We can see as far as the lens of our eyes.
Any light that strikes the lens is detected, regardless of how far it has traveled.
No light, no sight.
As stated above, we can see for millions of light years. Forever, as they say.
Lucky us, huh.
Peace,
mangeorge

Mangeorge is right in a sense. If it’s bright enough, we’ll see it. But regarding how far we can see small detail, the answer is related to angular size.

Because that concept is not easy to grasp, we use analogies such as “the light of a cigarrete butt at a distance of a mile in a clear night”.

MrKnowItAll: No offense taken, thanks for the apology, anyways. I don’t remember right know the reference for my previous statement. I will look it up, and let you know ASAP.

What I could find, though, is the following statement in the book “Everyday Wonders”, by Barry Evans:

I’m already looking for my “Guiness” to check it out myself.

Peace.

All these formulas seem to under estimate the distance that a person can see. I work as a weather observer and one of my jobs is to determine visibility. On a clear day I can easily see the visibility marker 6 miles away. I can also make out individual houses in the town across the strait 20 miles away. I can also see the mountains 50 miles away and certainly could see them from much farther away.

vlad621 writes, “All these formulas seem to under estimate the distance that a person can see. … I can also see the mountains 50 miles away and certainly could see them from much farther away.”

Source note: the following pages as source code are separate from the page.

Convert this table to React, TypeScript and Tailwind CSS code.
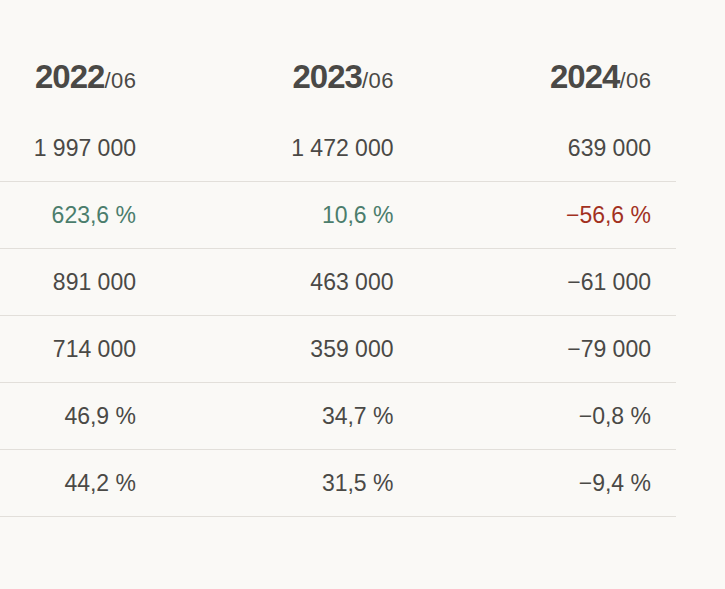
const years = ['2022', '2023', '2024']

type Cell = { value: string; tone?: 'up' | 'down' }

const rows: Cell[][] = [
  [{ value: '1 997 000' }, { value: '1 472 000' }, { value: '639 000' }],
  [{ value: '623,6 %', tone: 'up' }, { value: '10,6 %', tone: 'up' }, { value: '−56,6 %', tone: 'down' }],
  [{ value: '891 000' }, { value: '463 000' }, { value: '−61 000' }],
  [{ value: '714 000' }, { value: '359 000' }, { value: '−79 000' }],
  [{ value: '46,9 %' }, { value: '34,7 %' }, { value: '−0,8 %' }],
  [{ value: '44,2 %' }, { value: '31,5 %' }, { value: '−9,4 %' }]
]

const toneClass = (tone?: Cell['tone']) => {
  if (tone === 'up') return 'text-[#4b7d6c]'
  if (tone === 'down') return 'text-[#a2311f]'
  return 'text-[#4a4946]'
}

export default function App() {
  return (
    <div className="min-h-[589px] w-[725px] bg-[#faf9f6] pt-[48px] font-['Liberation_Sans',Arial,sans-serif] text-[#4a4946]">
      <div className="grid w-[676px] grid-cols-[161px_257.5px_257.5px]">
        {years.map(year => (
          <div key={year} className="flex h-[67px] items-baseline justify-end pr-[25px] pt-[4px]">
            <span className="text-[33px] font-bold tracking-[-1px]">{year}</span>
            <span className="mr-[-0.5px] text-[22px] font-normal tracking-[0.5px]">/06</span>
          </div>
        ))}

        {rows.map((row, i) =>
          row.map((cell, j) => (
            <div
              key={`${i}-${j}`}
              className={`flex h-[67px] items-center justify-end border-b border-[#e2dfda] pr-[25px] text-[23px] ${toneClass(cell.tone)}`}
            >
              {cell.value}
            </div>
          ))
        )}
      </div>
    </div>
  )
}
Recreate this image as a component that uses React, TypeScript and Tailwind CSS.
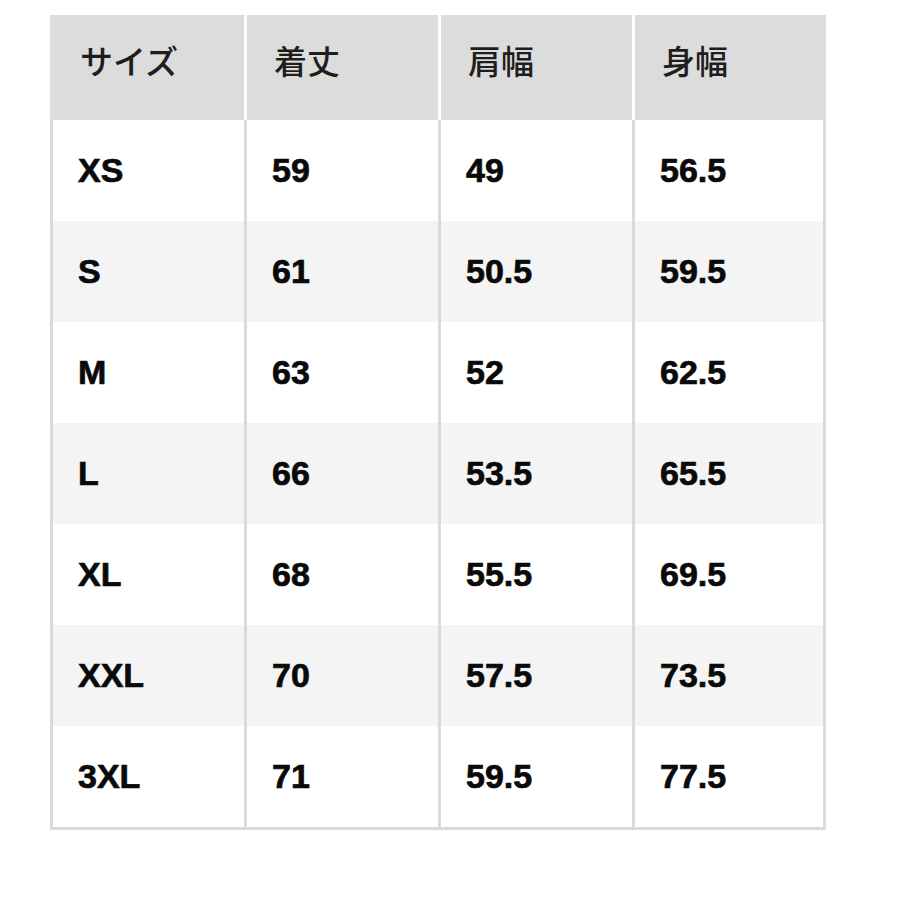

I don’t doubt for a moment that you can a mountain from 50 or more miles away, but that does not imply the formulas are wrong. You forget that horizons are additive.

k0myers

Well i remember being up on Fremont Peak in the Gabilan mountain range.(About 3,395 ft. in elevation). It’s near the small town of San Juan Bautista in California.We were able to see all the way across the San Joaquin valley, and see several snow capped peaks of the Sierra Nevadas (on a clear day) You can also spot Mt. Diablo (Its near the bay area), and you can see all the way to Arroyo Seco which is about 90 miles or so (probably more but thats the most recognizeable spot in the area to those of us up on that mountain).